As more agencies adopt research-powered challenger narratives, the competitive bar for enterprise new business will continue rising. What creates differentiation today may become table stakes tomorrow. This pattern has played out repeatedly in agency evolution - capabilities that once distinguished leaders eventually become baseline expectations.

The agencies that will maintain advantage are those that view research not as a pitch tactic but as a fundamental capability that informs everything they do. When customer insights drive strategy development, creative work, and campaign optimization in addition to new business development, the research investment delivers returns far beyond improved win rates.

The technology will continue evolving as well. Current AI research platforms already deliver remarkable capability, but improvements in natural language processing, multimodal analysis, and insight synthesis will make the tools even more powerful. Agencies that develop expertise with these platforms now will be positioned to leverage advances as they emerge.

For agencies competing against established incumbents, the question isn't whether to build research-powered challenger narratives but how quickly to implement the capability. The economic and timeline barriers that once made this approach impractical have collapsed. The agencies that recognize this shift and act on it will win business that traditional pitch approaches can't capture. Those that don't will find themselves increasingly at a disadvantage against competitors who prove they understand the prospect's customers better than the incumbent agency does.

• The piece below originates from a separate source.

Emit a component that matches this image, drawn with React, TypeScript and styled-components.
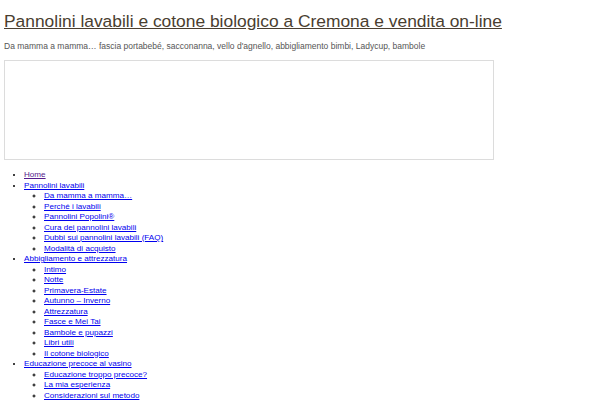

The evidence is clear: challenger narratives built on AI-powered customer research change the competitive dynamics of agency new business development. They overcome status quo bias by quantifying the opportunity cost of staying with the incumbent. They demonstrate understanding that credentials and portfolio work can't match. And they do so within timelines and budgets that make the approach practical for every significant pitch. The agencies building this capability today are establishing an advantage that will compound as the approach becomes more widely recognized and expected.